19 June 2026

Why the “First AI War” is Still a Human Struggle

Global Security Review  |  Matthew J. Fecteau

The 2026 Iran War, dubbed the "first AI war," demonstrates that human judgment remains central to targeting in Operation EPIC FURY, despite advanced artificial intelligence (AI) integration. AI has not replaced human operators but redefined how human judgment functions by rapidly synthesizing intelligence for target acquisition. Humans remain indispensable for verifying intelligence, conducting legal reviews, and making final command decisions, as military doctrine like DoD Directive 3000.09 and Army FM 3-60 mandates.

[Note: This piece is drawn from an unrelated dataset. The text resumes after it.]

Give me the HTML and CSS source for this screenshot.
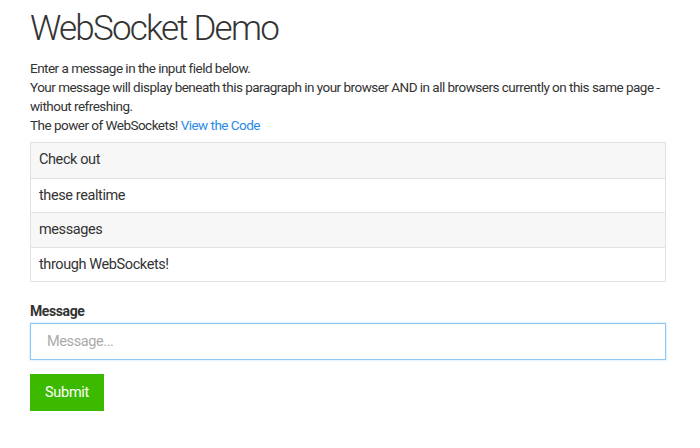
FILE: index.html
```html
<!DOCTYPE html>
<html>
<head>
<meta charset="utf-8">
<link rel="stylesheet" href="styles.css">
</head>
<body>
<main class="page">
  <h1 class="title">WebSocket Demo</h1>
  <p class="intro">Enter a message in the input field below.<br>Your message will display beneath this paragraph in your browser AND in all browsers currently on this same page - without refreshing.<br>The power of WebSockets! <a class="link" href="#">View the Code</a></p>
  <ul class="messages">
    <li class="msg">Check out</li>
    <li class="msg">these realtime</li>
    <li class="msg">messages</li>
    <li class="msg">through WebSockets!</li>
  </ul>
  <form class="form">
    <label class="label" for="m">Message</label>
    <input class="input" id="m" type="text" placeholder="Message...">
    <button class="submit" type="button">Submit</button>
  </form>
</main>
</body>
</html>
```
FILE: styles.css
```css
* { box-sizing: border-box; }
html, body { margin: 0; padding: 0; background: #fff; }
body {
  font-family: Roboto, "Open Sans", sans-serif;
  color: #333;
  font-size: 14px;
  letter-spacing: -0.4px;
}
.page {
  width: 636px;
  margin-left: 30px;
  padding-top: 7px;
}
.title {
  margin: 0;
  font-size: 35px;
  font-weight: 300;
  line-height: 44px;
  color: #333;
  letter-spacing: -1.8px;
}
.intro {
  margin: 8px 0 7px;
  line-height: 19px;
  font-size: 13.5px;
  letter-spacing: -0.52px;
}
.link { color: #2a8be8; text-decoration: none; }
.messages {
  list-style: none;
  margin: 0;
  padding: 0;
  border: 1px solid #e1e1e1;
}
.msg {
  height: 34.5px;
  line-height: 33px;
  padding: 0 8px;
  font-size: 14.5px;
  border-top: 1px solid #e1e1e1;
}
.msg:first-child { border-top: none; }
.msg:nth-child(odd) { background: #f7f7f7; }
.form {
  margin-top: 20px;
  display: flex;
  flex-direction: column;
  align-items: flex-start;
}
.label {
  font-weight: 700;
  font-size: 14px;
  line-height: 18px;
}
.input {
  margin-top: 3px;
  width: 100%;
  height: 37px;
  border: 1px solid #8ec5f7;
  box-shadow: 0 0 2px #b8dbfb;
  padding: 0 16px;
  font: inherit;
  font-size: 14.5px;
  letter-spacing: -0.4px;
  outline: none;
}
.input::placeholder { color: #aaa; }
.submit {
  margin-top: 14px;
  width: 74px;
  height: 37px;
  border: none;
  background: #3cba00;
  color: #fff;
  font: inherit;
  font-size: 14.5px;
  letter-spacing: -0.3px;
  padding: 0;
}
```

Systems such as Palantir designed Maven Smart System, integrating models like Anthropic’s Claude, convert vast intelligence, surveillance, and reconnaissance (ISR) data into target packages, significantly compressing the targeting cycle. However, AI's dependability relies entirely on its data; a U.S. missile struck an elementary school in Minab, Hormozgan province, during the war, likely due to outdated intelligence, underscoring these limits. The primary risk is not human removal, but the compression of human judgment into groupthink, where operators validate AI logic rather than independently challenging it. Doctrine must evolve to ensure human judgment takes precedence over AI-generated recommendations.